To improve program quality, the experience of the project suggests the need to strengthen some internal areas:

8) To fine-tune internal mechanisms in the relationship with NCA to produce proposals with more participants, and a flowchart indicating where the process begins and where it ends. In addition, to organize internal training to improve “smart” objective and indicator development, by drawing from our own experience the type of indicators that might be better for political advocacy and women’s rights programs.

9) To be accountable and improve program quality it is necessary to review and improve current record-keeping and information recovery by including an intermediate moment to consolidate information and thus permit report production. On the other hand, to include report production focused on internal training outcome analysis, particularly for field reports.

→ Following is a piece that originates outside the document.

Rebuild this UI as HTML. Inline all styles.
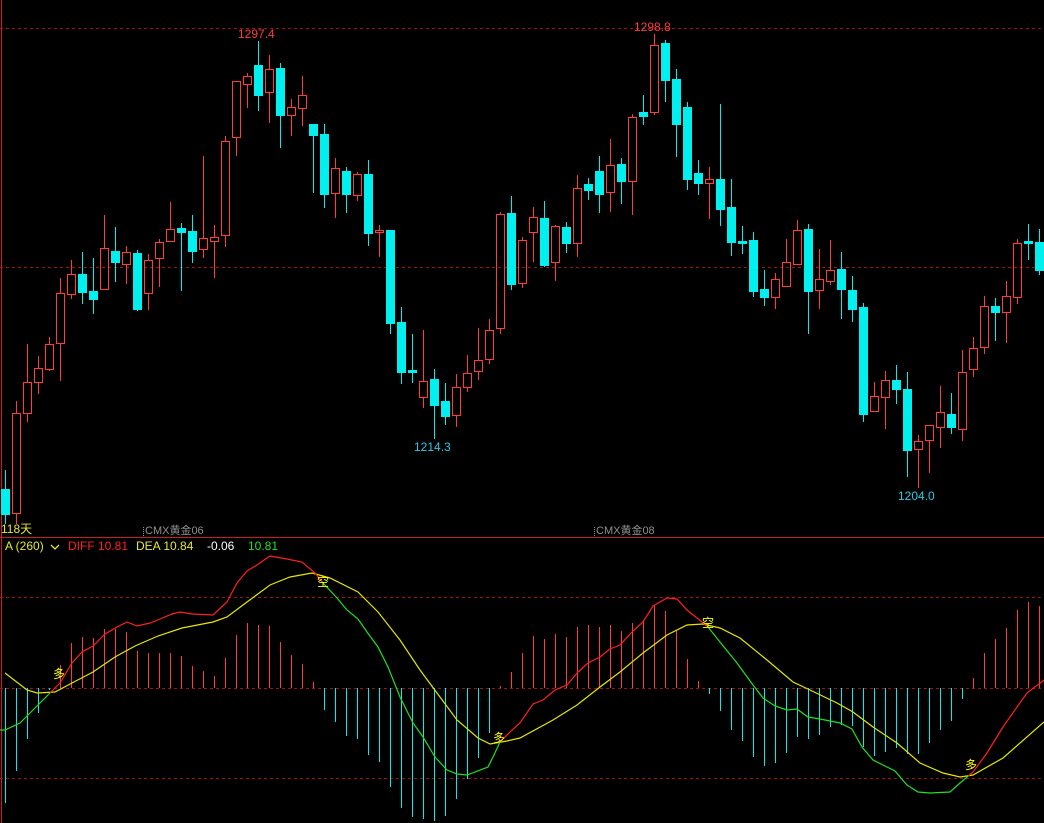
<!DOCTYPE html>
<html><head><meta charset="utf-8">
<style>
html,body{margin:0;padding:0;background:#000;width:1044px;height:823px;overflow:hidden}
svg{display:block}
text{font-family:"Liberation Sans","Noto Sans CJK SC",sans-serif}
</style></head>
<body>
<svg id="s" width="1044" height="823" viewBox="0 0 1044 823" xmlns="http://www.w3.org/2000/svg">
<rect width="1044" height="823" fill="#000"/>
<line x1="1.5" y1="0" x2="1.5" y2="823" stroke="#c81e1e" stroke-width="1"/>
<g stroke="#a01414" stroke-width="1" stroke-dasharray="3,3">
<line x1="0" y1="28.5" x2="1044" y2="28.5"/>
<line x1="0" y1="267.5" x2="1044" y2="267.5"/>
<line x1="0" y1="597.5" x2="1044" y2="597.5"/>
<line x1="0" y1="688.5" x2="1044" y2="688.5"/>
<line x1="0" y1="778.5" x2="1044" y2="778.5"/>
</g>
<line x1="0" y1="537.5" x2="1044" y2="537.5" stroke="#c81e1e" stroke-width="1"/>
<g id="cd"></g>
<g id="hb"></g>
<g id="ln"></g>
<text x="238" y="38" font-size="12" fill="#ff3c3c">1297.4</text>
<text x="634" y="31" font-size="12" fill="#ff3c3c">1298.8</text>
<text x="414" y="451" font-size="12" fill="#2cc8e8">1214.3</text>
<text x="898" y="500" font-size="12" fill="#2cc8e8">1204.0</text>
<text x="1" y="533" font-size="12" fill="#e6e632">118天</text>
<line x1="143.5" y1="527" x2="143.5" y2="537" stroke="#909090" stroke-dasharray="1,1"/>
<text x="145" y="534" font-size="11" fill="#909090">CMX黄金06</text>
<line x1="594.5" y1="527" x2="594.5" y2="537" stroke="#909090" stroke-dasharray="1,1"/>
<text x="596" y="534" font-size="11" fill="#909090">CMX黄金08</text>
<text x="5" y="550" font-size="12" fill="#e6e632">A (260)</text>
<path d="M51 545 L55 549 L59 545" stroke="#e6e632" stroke-width="1.3" fill="none"/>
<text x="68" y="550" font-size="12" fill="#ff2020">DIFF 10.81</text>
<text x="136" y="550" font-size="12" fill="#e6e632">DEA 10.84</text>
<text x="207" y="550" font-size="12" fill="#ffffff">-0.06</text>
<text x="248" y="550" font-size="12" fill="#20e020">10.81</text>
<g font-size="12" fill="#ffff00">
<text x="53" y="678">多</text>
<text x="317" y="586">空</text>
<text x="493" y="742">多</text>
<text x="702" y="627">空</text>
<text x="965" y="769">多</text>
</g>
</svg>
<script>
var C=[[0,470,489,514,523],[1,401,413,513,523],[1,344,382,413,421],[1,356,368,382,393],[1,337,344,369,370],[1,278,293,343,380],[1,260,274,294,298],[0,252,274,292,303],[0,258,291,299,313],[1,215,248,289,289],[0,227,251,262,281],[1,246,252,264,283],[0,250,253,309,310],[1,254,260,293,309],[1,239,242,258,286],[1,202,229,241,241],[0,223,228,232,290],[0,215,231,251,262],[1,156,238,249,257],[1,225,237,241,277],[1,136,141,235,246],[1,81,81,137,155],[1,73,76,84,107],[0,41,65,95,110],[1,55,69,92,122],[0,63,68,115,147],[1,99,107,115,135],[1,76,95,108,125],[0,124,124,135,192],[0,124,134,194,207],[1,158,168,193,217],[0,167,171,194,212],[1,172,174,195,200],[0,160,174,233,245],[1,225,230,232,256],[0,230,230,323,333],[0,307,322,372,383],[0,334,370,372,382],[1,330,381,397,407],[0,369,379,405,438],[0,383,401,416,424],[1,374,387,415,426],[1,355,373,387,391],[1,328,360,371,379],[1,319,330,359,363],[1,212,214,328,333],[0,196,213,284,289],[1,237,240,283,287],[1,207,217,232,261],[0,201,218,265,266],[1,225,226,262,280],[0,222,227,243,252],[1,175,188,243,256],[0,178,184,190,199],[0,156,171,194,212],[1,139,165,192,211],[0,158,164,181,203],[1,114,117,181,214],[0,95,112,116,124],[1,34,45,112,114],[0,40,43,80,101],[0,69,79,124,156],[0,102,107,179,189],[0,160,173,183,194],[1,167,179,183,218],[0,104,179,209,225],[0,179,207,242,255],[0,226,241,243,253],[0,232,240,291,296],[0,270,289,297,305],[1,273,279,297,308],[1,239,262,286,286],[1,220,230,264,264],[0,224,229,291,333],[1,249,279,290,308],[1,240,270,281,284],[0,252,269,289,318],[0,276,290,309,321],[0,303,307,414,421],[1,382,396,411,411],[1,371,380,397,428],[0,365,380,389,403],[0,372,389,450,476],[1,435,441,449,487],[1,425,425,440,472],[1,386,412,427,447],[0,393,414,427,433],[1,350,372,429,440],[1,337,348,369,376],[1,296,306,347,353],[0,298,306,312,340],[1,281,296,312,342],[1,239,243,297,303],[0,224,241,243,259],[0,229,242,270,274]];
var H=[803,771,739,713,690,665,643,637,638,629,629,632,651,653,653,653,656,666,671,676,658,635,623,625,626,642,655,664,682,710,722,736,739,755,762,787,808,817,819,821,816,799,779,758,733,686,672,653,636,639,634,637,627,625,627,625,631,623,620,605,611,630,659,681,694,711,730,741,757,766,763,753,737,739,735,727,725,726,747,756,752,748,754,754,743,730,721,699,678,653,639,628,610,602,606];
var D=[[5,730],[20,723],[50,693],[60,683],[72,663],[82,652],[93,646],[105,634],[117,627],[127,622],[137,626],[150,623],[160,619],[172,614],[180,612],[192,614],[213,615],[227,602],[237,583],[247,571],[257,565],[270,556],[287,559],[302,562],[315,573],[323,583],[337,598],[347,610],[358,619],[367,632],[378,647],[388,667],[400,697],[413,723],[423,737],[435,757],[447,770],[457,774],[467,775],[488,767],[493,757],[500,742],[510,732],[520,723],[533,704],[543,700],[555,690],[567,685],[577,673],[588,663],[600,657],[610,649],[620,645],[632,632],[643,622],[653,606],[667,598],[677,599],[687,610],[702,622],[708,627],[720,642],[737,663],[753,685],[763,698],[775,706],[787,710],[797,709],[808,717],[820,719],[840,723],[852,729],[862,747],[873,760],[895,771],[907,785],[918,792],[930,793],[950,792],[960,783],[973,772],[987,753],[1003,727],[1017,707],[1027,693],[1044,680]];
var E=[[5,673],[27,690],[37,693],[55,692],[72,683],[93,672],[115,657],[135,646],[158,636],[182,628],[213,622],[227,617],[247,602],[270,585],[290,577],[312,573],[330,578],[358,592],[378,612],[400,640],[420,670],[437,693],[457,720],[478,738],[490,744],[507,741],[520,738],[553,720],[577,705],[600,687],[620,672],[643,653],[667,635],[687,625],[703,624],[720,628],[740,638],[767,660],[793,682],[810,690],[837,703],[853,712],[873,727],[897,743],[920,763],[943,773],[960,777],[973,775],[1003,758],[1044,722]];
var NS="http://www.w3.org/2000/svg";
function el(p,t,a){var e=document.createElementNS(NS,t);for(var k in a)e.setAttribute(k,a[k]);p.appendChild(e);return e;}
var cd=document.getElementById('cd'),hb=document.getElementById('hb'),ln=document.getElementById('ln');
var RED="#ff3c3c",CY="#00f0f0";
C.forEach(function(c,i){var x=5+11*i,col=c[0]?RED:CY;
 el(cd,'line',{x1:x+.5,y1:c[1],x2:x+.5,y2:c[2],stroke:col});
 el(cd,'line',{x1:x+.5,y1:c[3],x2:x+.5,y2:c[4]+1,stroke:col});
 var h=Math.max(c[3]-c[2],1);
 if(c[0])el(cd,'rect',{x:x-3.5,y:c[2]+.5,width:8,height:h,fill:'none',stroke:col});
 else el(cd,'rect',{x:x-4,y:c[2],width:9,height:h+1,fill:col});
});
H.forEach(function(v,i){var x=5+11*i;el(hb,'line',{x1:x+.5,y1:688,x2:x+.5,y2:v,stroke:v<688?RED:CY});});
function pts(a){return a.map(function(p){return p[0]+','+p[1]}).join(' ');}
el(ln,'polyline',{points:pts(E),fill:'none',stroke:'#e6e600','stroke-width':1.2});
var segs=[[0,50,'#20e020'],[50,322,'#ff2020'],[322,500,'#20e020'],[500,707,'#ff2020'],[707,968,'#20e020'],[968,1044,'#ff2020']];
function interp(x){for(var j=0;j<D.length-1;j++){if(x>=D[j][0]&&x<=D[j+1][0]){var t=(x-D[j][0])/(D[j+1][0]-D[j][0]);return D[j][1]+t*(D[j+1][1]-D[j][1]);}}return D[D.length-1][1];}
segs.forEach(function(s){var a=[[s[0],interp(Math.max(s[0],5))]];D.forEach(function(p){if(p[0]>s[0]&&p[0]<s[1])a.push(p);});a.push([s[1],interp(s[1])]);
 el(ln,'polyline',{points:pts(a),fill:'none',stroke:s[2],'stroke-width':1.2});});
</script>
</body></html>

Experience showed that it is not enough to have a format if there is no understanding of where the importance of an action lies.

10) Last, but not least, to re-establish the ability to monitor indicators. Once there is more capacity to develop adequate indicators for the intention of the project which are feasible and useful to render accounts, we recommend organizing a simple and agile mechanism to confirm indicator progress once or twice per year, depending on the seasonality of each project.

Comments from Norwegian Church Aid (if any):
This evaluation helps NCA and the European Union to understand the impact of the joint project, mainly regarding the methodology of working to promote women's political participation. What this evaluation shows is the need for flexible planning and to be able to adapt to the context in the communities when the activities are being implemented. This also implies the political and technical adaptation when considering new actions: working also with men's awareness, child care and gender-based violence.

The project developed strategic lines to support women's participation in public affairs, both in terms of individual and collective capabilities.

The project also sought to transform attitudes and views of men with local authority (civil servants and municipal officials) on the relations between men and women; and also men living in close relations with the women (couples, children).

Likewise, the project has promoted the implementation of public policies and institutionalizing the initiatives authorized for the attention of demands and needs of women, all focused on the municipality level.

Finally, this evaluation process allowed NCA to identify the partnership characterization for this project through the recognition of the quality relation more than just the accomplishment of the formal clauses of the contract.